* _EXERCISE REQUIREMENTS_
Write out the material again exactly, please, and omit the pictures.
________________________
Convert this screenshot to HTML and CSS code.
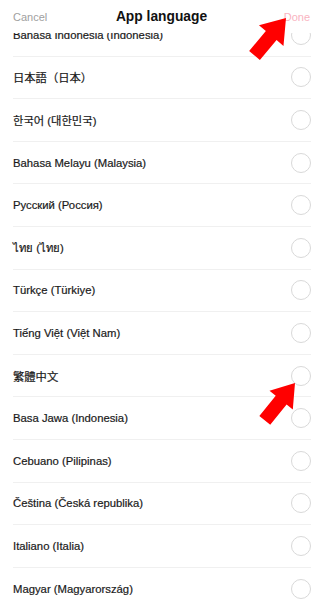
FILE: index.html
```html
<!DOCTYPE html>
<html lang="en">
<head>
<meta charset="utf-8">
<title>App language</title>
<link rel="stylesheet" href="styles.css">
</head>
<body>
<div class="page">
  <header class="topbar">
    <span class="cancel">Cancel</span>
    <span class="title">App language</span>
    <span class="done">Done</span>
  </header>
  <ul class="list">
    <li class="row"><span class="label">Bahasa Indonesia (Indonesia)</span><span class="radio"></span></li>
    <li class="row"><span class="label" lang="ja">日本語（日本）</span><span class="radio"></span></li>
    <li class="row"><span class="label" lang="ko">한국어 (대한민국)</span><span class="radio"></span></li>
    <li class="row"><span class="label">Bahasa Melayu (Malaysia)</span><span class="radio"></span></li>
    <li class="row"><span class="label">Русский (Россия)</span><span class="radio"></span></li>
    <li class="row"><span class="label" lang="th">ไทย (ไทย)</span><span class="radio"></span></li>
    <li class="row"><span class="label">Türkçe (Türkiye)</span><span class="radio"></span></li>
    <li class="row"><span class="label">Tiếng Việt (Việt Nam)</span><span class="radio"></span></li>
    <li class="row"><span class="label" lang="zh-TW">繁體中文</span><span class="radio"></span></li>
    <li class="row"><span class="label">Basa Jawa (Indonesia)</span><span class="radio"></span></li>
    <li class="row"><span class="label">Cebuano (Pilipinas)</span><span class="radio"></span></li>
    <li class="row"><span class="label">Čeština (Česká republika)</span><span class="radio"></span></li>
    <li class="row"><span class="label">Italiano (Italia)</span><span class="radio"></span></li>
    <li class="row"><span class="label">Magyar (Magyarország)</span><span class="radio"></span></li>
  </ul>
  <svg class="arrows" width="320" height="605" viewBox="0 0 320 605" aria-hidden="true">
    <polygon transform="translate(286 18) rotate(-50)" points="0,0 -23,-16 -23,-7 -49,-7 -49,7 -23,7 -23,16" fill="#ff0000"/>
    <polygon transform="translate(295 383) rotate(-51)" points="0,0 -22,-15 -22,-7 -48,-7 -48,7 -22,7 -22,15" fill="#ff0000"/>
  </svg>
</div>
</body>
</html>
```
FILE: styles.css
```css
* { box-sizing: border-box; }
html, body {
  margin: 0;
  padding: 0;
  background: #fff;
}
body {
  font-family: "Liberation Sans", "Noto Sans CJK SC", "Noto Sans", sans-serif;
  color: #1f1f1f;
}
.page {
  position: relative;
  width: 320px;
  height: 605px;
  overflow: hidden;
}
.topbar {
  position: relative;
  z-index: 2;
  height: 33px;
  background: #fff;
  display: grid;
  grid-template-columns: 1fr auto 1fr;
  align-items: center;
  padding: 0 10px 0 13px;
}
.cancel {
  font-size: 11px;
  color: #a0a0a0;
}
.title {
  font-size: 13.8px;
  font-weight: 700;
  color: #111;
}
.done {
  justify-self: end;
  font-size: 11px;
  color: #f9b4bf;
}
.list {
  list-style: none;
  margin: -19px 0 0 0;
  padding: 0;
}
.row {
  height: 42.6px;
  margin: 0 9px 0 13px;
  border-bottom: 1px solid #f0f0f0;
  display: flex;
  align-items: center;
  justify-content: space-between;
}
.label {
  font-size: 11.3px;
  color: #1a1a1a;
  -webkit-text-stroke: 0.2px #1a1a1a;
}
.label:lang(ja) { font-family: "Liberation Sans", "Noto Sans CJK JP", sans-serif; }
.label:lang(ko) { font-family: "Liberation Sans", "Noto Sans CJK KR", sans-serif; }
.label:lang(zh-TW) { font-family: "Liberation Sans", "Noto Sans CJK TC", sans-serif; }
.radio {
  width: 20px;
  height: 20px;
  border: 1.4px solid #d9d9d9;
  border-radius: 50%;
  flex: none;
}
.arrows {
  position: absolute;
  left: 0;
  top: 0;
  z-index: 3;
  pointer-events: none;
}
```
________________________
* _ANSWER TO THIS EXERCISE_
Convert this screenshot to HTML and CSS code.
FILE: index.html
```html
<!DOCTYPE html>
<html lang="en">
<head>
<meta charset="utf-8">
<title>App language</title>
<link rel="stylesheet" href="styles.css">
</head>
<body>
<div class="page">
  <header class="topbar">
    <span class="cancel">Cancel</span>
    <span class="title">App language</span>
    <span class="done">Done</span>
  </header>
  <ul class="list">
    <li class="row"><span class="label">Bahasa Indonesia (Indonesia)</span><span class="radio"></span></li>
    <li class="row"><span class="label" lang="ja">日本語（日本）</span><span class="radio"></span></li>
    <li class="row"><span class="label" lang="ko">한국어 (대한민국)</span><span class="radio"></span></li>
    <li class="row"><span class="label">Bahasa Melayu (Malaysia)</span><span class="radio"></span></li>
    <li class="row"><span class="label">Русский (Россия)</span><span class="radio"></span></li>
    <li class="row"><span class="label" lang="th">ไทย (ไทย)</span><span class="radio"></span></li>
    <li class="row"><span class="label">Türkçe (Türkiye)</span><span class="radio"></span></li>
    <li class="row"><span class="label">Tiếng Việt (Việt Nam)</span><span class="radio"></span></li>
    <li class="row"><span class="label" lang="zh-TW">繁體中文</span><span class="radio"></span></li>
    <li class="row"><span class="label">Basa Jawa (Indonesia)</span><span class="radio"></span></li>
    <li class="row"><span class="label">Cebuano (Pilipinas)</span><span class="radio"></span></li>
    <li class="row"><span class="label">Čeština (Česká republika)</span><span class="radio"></span></li>
    <li class="row"><span class="label">Italiano (Italia)</span><span class="radio"></span></li>
    <li class="row"><span class="label">Magyar (Magyarország)</span><span class="radio"></span></li>
  </ul>
  <svg class="arrows" width="320" height="605" viewBox="0 0 320 605" aria-hidden="true">
    <polygon transform="translate(286 18) rotate(-50)" points="0,0 -23,-16 -23,-7 -49,-7 -49,7 -23,7 -23,16" fill="#ff0000"/>
    <polygon transform="translate(295 383) rotate(-51)" points="0,0 -22,-15 -22,-7 -48,-7 -48,7 -22,7 -22,15" fill="#ff0000"/>
  </svg>
</div>
</body>
</html>
```
FILE: styles.css
```css
* { box-sizing: border-box; }
html, body {
  margin: 0;
  padding: 0;
  background: #fff;
}
body {
  font-family: "Liberation Sans", "Noto Sans CJK SC", "Noto Sans", sans-serif;
  color: #1f1f1f;
}
.page {
  position: relative;
  width: 320px;
  height: 605px;
  overflow: hidden;
}
.topbar {
  position: relative;
  z-index: 2;
  height: 33px;
  background: #fff;
  display: grid;
  grid-template-columns: 1fr auto 1fr;
  align-items: center;
  padding: 0 10px 0 13px;
}
.cancel {
  font-size: 11px;
  color: #a0a0a0;
}
.title {
  font-size: 13.8px;
  font-weight: 700;
  color: #111;
}
.done {
  justify-self: end;
  font-size: 11px;
  color: #f9b4bf;
}
.list {
  list-style: none;
  margin: -19px 0 0 0;
  padding: 0;
}
.row {
  height: 42.6px;
  margin: 0 9px 0 13px;
  border-bottom: 1px solid #f0f0f0;
  display: flex;
  align-items: center;
  justify-content: space-between;
}
.label {
  font-size: 11.3px;
  color: #1a1a1a;
  -webkit-text-stroke: 0.2px #1a1a1a;
}
.label:lang(ja) { font-family: "Liberation Sans", "Noto Sans CJK JP", sans-serif; }
.label:lang(ko) { font-family: "Liberation Sans", "Noto Sans CJK KR", sans-serif; }
.label:lang(zh-TW) { font-family: "Liberation Sans", "Noto Sans CJK TC", sans-serif; }
.radio {
  width: 20px;
  height: 20px;
  border: 1.4px solid #d9d9d9;
  border-radius: 50%;
  flex: none;
}
.arrows {
  position: absolute;
  left: 0;
  top: 0;
  z-index: 3;
  pointer-events: none;
}
```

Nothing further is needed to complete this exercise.